You’ll miss the many mistakes in risk management. You won’t read how the bank used a five-year history in which asset-backed securities enjoyed low volatility to conclude that, if it insured super-senior positions against just 2% in losses they could count as fully hedged and so could be dismissed from firm-wide value-at-risk stress tests on the basis they had been de-risked.
You’ll miss the hilarious episode when the bank’s own treasury has to stop investing its surplus liquidity in high-quality Japanese government bonds, following a lower country risk limit being taken on Japan, so starts to invest instead in US ABS on the grounds that they are triple-A rated and repo-able.
You’ll miss also the admission that in its risk assessment of CDOs of ABS, the bank didn’t look through to the underlying collateral and so failed to weigh factors such as, oh, underlying mortgage delinquency rates, Fico scores, vintage, whether debts were first or second lien, price developments in the housing market.
You can take as read the process whereby huge underwriting positions in CDOs – of a size which in any other division of the investment banks would have required approval from commitment committees of senior bank executives – were nodded through by more junior staff on the basis that, look, the collateral is already accumulated and the deal ramped up, what are we going to do, unwind it all?
You’ll simply have to assume the sheer wishful thinking that characterized the bank’s formulation of strategy.

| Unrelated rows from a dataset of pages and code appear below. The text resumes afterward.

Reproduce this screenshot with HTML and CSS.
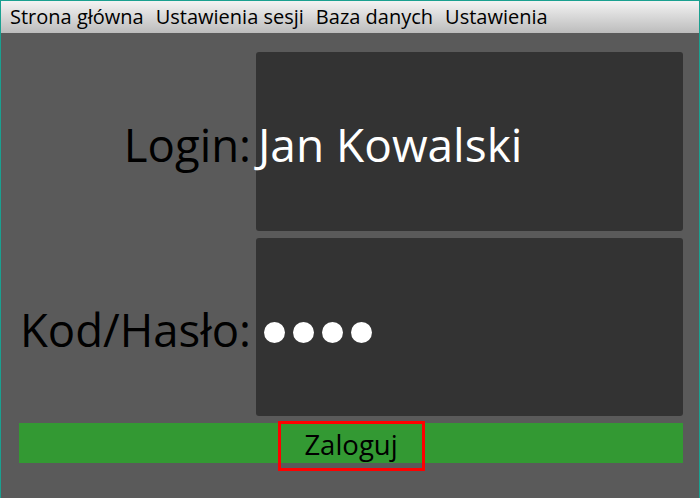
FILE: index.html
```html
<!DOCTYPE html>
<html lang="pl">
<head>
<meta charset="utf-8">
<title>Logowanie</title>
<link rel="stylesheet" href="styles.css">
</head>
<body>
<div class="window">
  <nav class="menubar">
    <span class="menu-item">Strona główna</span>
    <span class="menu-item">Ustawienia sesji</span>
    <span class="menu-item">Baza danych</span>
    <span class="menu-item">Ustawienia</span>
  </nav>
  <main class="form">
    <label class="label">Login:</label>
    <div class="field">Jan Kowalski</div>
    <label class="label">Kod/Hasło:</label>
    <div class="field field-pass"><span class="dot"></span><span class="dot"></span><span class="dot"></span><span class="dot"></span></div>
    <div class="actions"><button class="login-btn">Zaloguj</button></div>
  </main>
</div>
</body>
</html>
```

FILE: styles.css
```css
html, body {
  margin: 0;
  padding: 0;
}
body {
  font-family: "Open Sans", "Noto Sans", sans-serif;
  background: #5a5a5a;
}
.window {
  box-sizing: border-box;
  width: 700px;
  height: 498px;
  border: 1px solid #1aa090;
  border-bottom: none;
  background: #5a5a5a;
  display: flex;
  flex-direction: column;
}
.menubar {
  height: 32px;
  display: flex;
  align-items: center;
  padding-left: 3px;
  background: linear-gradient(#f3f3f3, #bcbcbc);
}
.menu-item {
  font-size: 20px;
  color: #000;
  padding: 0 6px;
  line-height: 32px;
}
.form {
  display: grid;
  grid-template-columns: 237px 427px;
  grid-template-rows: 179px 178px 40px;
  row-gap: 7px;
  padding: 19px 16px 0 18px;
}
.label {
  display: flex;
  align-items: center;
  justify-content: flex-end;
  padding-right: 5px;
  padding-top: 4px;
  font-size: 45.5px;
  color: #000;
}
.field {
  background: #333333;
  border-radius: 3px;
  display: flex;
  align-items: center;
  padding-left: 2px;
  padding-top: 4px;
  font-size: 46px;
  color: #fff;
}
.field-pass {
  padding-left: 8px;
  gap: 8px;
}
.dot {
  width: 21px;
  height: 21px;
  border-radius: 50%;
  background: #fff;
  margin-top: 6px;
}
.actions {
  grid-column: 1 / 3;
  background: #339933;
  display: flex;
  justify-content: center;
  align-items: flex-start;
}
.login-btn {
  box-sizing: border-box;
  width: 147px;
  height: 50px;
  margin-top: -2px;
  border: 3px solid #ff0000;
  background: transparent;
  font-family: inherit;
  font-size: 27.5px;
  color: #000;
  padding: 0 0 3px 0;
}
```
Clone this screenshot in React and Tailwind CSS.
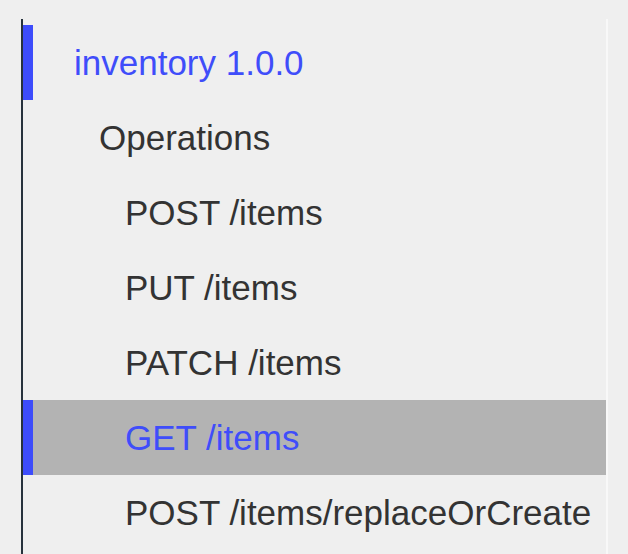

Senior management wanted a more profitable fixed-income division that could close the gap on the industry leaders and allowed itself to be convinced that this could be achieved, and the balance sheet expanded, without taking on more risk.
Skip past all this and you’ll get to the heart of the matter. The final page deals not with business strategy, trading, risk management and controls or financial reporting. It deals with compensation.
Employees were paid not on the basis of their skill in generating alpha but simply for taking UBS’s low-cost, short-term funding and ploughing it into high-yielding sub-prime-related assets. This provided incentives to several separate businesses to build up concentrations of carry trades in mezzanine CDOs. Bonuses were paid on the basis of P&L on these trades at day one. Such bonuses exceeded the long-term incentives in deferred equity that should have made traders and their bosses pause and think about the effect of their actions on UBS’s brand and franchise value.
Here we quote: "Essentially bonuses were measured against gross revenue after personnel costs, with no formal account taken of the quality or sustainability of those earnings."
Sadly, in banking, it was ever thus. Readers may be losing their appetite for the history of the sub-prime crisis. But the industry will be vulnerable to the next crisis, and the one after that, until the day its leaders grasp the one issue they don’t want to touch: they must take a more rational approach to how some of the best-paid professionals in the world are compensated.